Weil es in Griechenland kein Grundbuch- und Katasteramt gibt, das die Eigentumsverhältnisse von Grund und Boden eindeutig definiert, herrscht keine Rechtssicherheit. Deshalb sind Bodenspekulationen traditionell ein Gebiet, auf dem sich in Griechenland schnelles, einfaches Geld machen lässt, oft ohne Risiko. Das muss sich ändern.
Was noch?
Die Menschen selbst bzw. ihr Verhältnis zum Staat. Denn was dem Staat aktuell an Fehlplanung und mangelnder Kompetenz in der Brandbekämpfung vorgeworfen wird, wird von den Bürgern auf anderen Gebieten ja ausdrücklich toleriert. Das Klientel- und Cliquensystem in Griechenland, die beiden mächtigen Parteien, die Kommunalpolitiker - eigentlich alle nutzen die Ohmmacht des Staates seit Jahrzehnten aus, um sich eigene Vorteile zu verschaffen. Das gilt im Steuerbereich, bei Baugenehmigungen oder bei der Jobverschaffung und anderswo. Eigentlich kann niemand in Griechenland behaupten, er sei unschuldig an diesem System. Die Bauspekulanten sind nur ein Teil davon - und fühlen sich regelrecht ermutigt, das Land mit Feuern zu überziehen.
Gibt es kein ökologisches Bewusstsein, das so etwas verhindert?
Das entwickelt sich langsam, zu langsam offensichtlich. In der Parteipolitik wie im gesellschaftlichen Alltag kommt der Begriff Ökologie nicht vor. Allerdings wären die Brände eine gute Chance, eine grüne Partei zu gründen.
In drei Wochen wählen die Griechen ein neues Parlament. In Deutschland hat ein Hochwasser mal eine Wahl mit entschieden. Fürchtet die regierende konservative Partei um ihre bisherige Mehrheit?
Ich fürchte vielmehr, dass die Brände das Hauptthema im Wahlkampf werden.
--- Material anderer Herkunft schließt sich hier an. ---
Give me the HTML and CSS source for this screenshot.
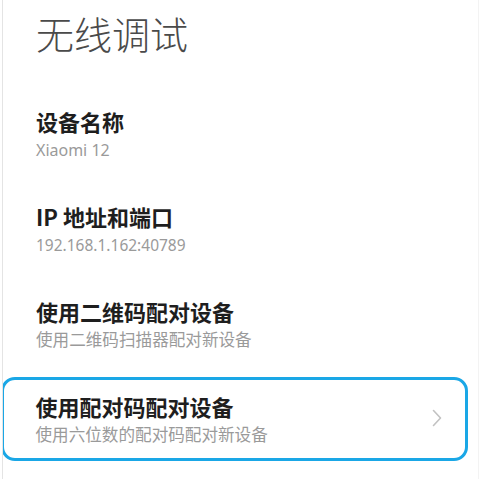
FILE: index.html
```
<!DOCTYPE html>
<html lang="zh-CN">
<head>
    <meta charset="UTF-8">
    <title>无线调试</title>
    <link rel="stylesheet" href="styles.css">
</head>
<body>
<div class="screen">
    <h1 class="title">无线调试</h1>
    <div class="list">
        <div class="item">
            <div class="item-text">
                <div class="item-name">设备名称</div>
                <div class="item-desc">Xiaomi 12</div>
            </div>
        </div>
        <div class="item">
            <div class="item-text">
                <div class="item-name">IP 地址和端口</div>
                <div class="item-desc digits">192.168.1.162:40789</div>
            </div>
        </div>
        <div class="item">
            <div class="item-text">
                <div class="item-name">使用二维码配对设备</div>
                <div class="item-desc cn">使用二维码扫描器配对新设备</div>
            </div>
        </div>
        <div class="item item-active">
            <div class="item-text">
                <div class="item-name">使用配对码配对设备</div>
                <div class="item-desc cn">使用六位数的配对码配对新设备</div>
            </div>
            <svg class="arrow" width="10" height="18" viewBox="0 0 10 18">
                <path d="M1.5 1.5 L8.5 9 L1.5 16.5" fill="none" stroke="#c2c2c2" stroke-width="1.6" stroke-linecap="round" stroke-linejoin="round"/>
            </svg>
        </div>
    </div>
</div>
</body>
</html>
```

FILE: styles.css
```
*{
    margin: 0;
    padding: 0;
    box-sizing: border-box;
}
body{
    background: #fff;
    font-family: "Noto Sans CJK SC", "Noto Sans", sans-serif;
}
.screen{
    margin-left: 2px;
    width: 477px;
    min-height: 100vh;
    border-left: 1px solid #e4e4e4;
    border-right: 1px solid #f3f3f3;
    padding-left: 33px;
    overflow: hidden;
}
.title{
    margin-top: 8px;
    font-size: 38px;
    line-height: 50px;
    font-weight: 300;
    color: #4a4a4a;
}
.list{
    margin-top: 48px;
    padding-right: 10px;
    display: flex;
    flex-direction: column;
    gap: 40px;
}
.item{
    display: flex;
    align-items: center;
}
.item-text{
    flex: 1;
}
.item-name{
    font-size: 22px;
    line-height: 30px;
    font-weight: 700;
    color: #1e1e1e;
}
.item-desc{
    margin-top: 3px;
    font-family: "Noto Sans", "Noto Sans CJK SC", sans-serif;
    font-size: 16px;
    line-height: 22px;
    color: #9a9a9a;
}
.item-desc.digits{
    font-size: 15.5px;
}
.item-desc.cn{
    font-size: 16.6px;
}
.item-active{
    margin-left: -35px;
    margin-top: -14px;
    padding: 10.5px 23px 12px 31.5px;
    border: 3.5px solid #1aa7e6;
    border-radius: 14px;
}
.arrow{
    display: block;
}
```
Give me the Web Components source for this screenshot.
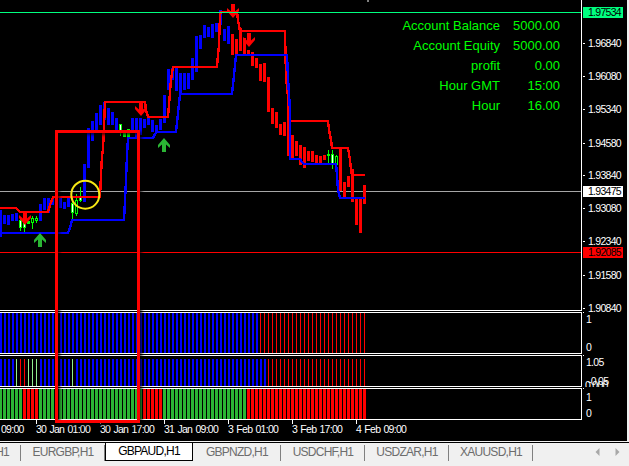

Das wäre falsch, weil es sicher keine inhaltliche Auseinandersetzung über Ursachen und Konsequenzen geben wird - sondern nur Emotionen. Undurchsichtige Schuldzuweisungen und Verschwörungstheorien sind traditionell ein Mittel des Wahlkampfes in Griechenland. Dazu passen auch die aktuellen Beschreibungen wie Inferno, Apokalypse, Tragödie, die derzeit hier kursieren, aber nichts erklären. Wer das Thema Waldbrand jetzt besser besetzt, wird im Wahlkampf Vorteile haben.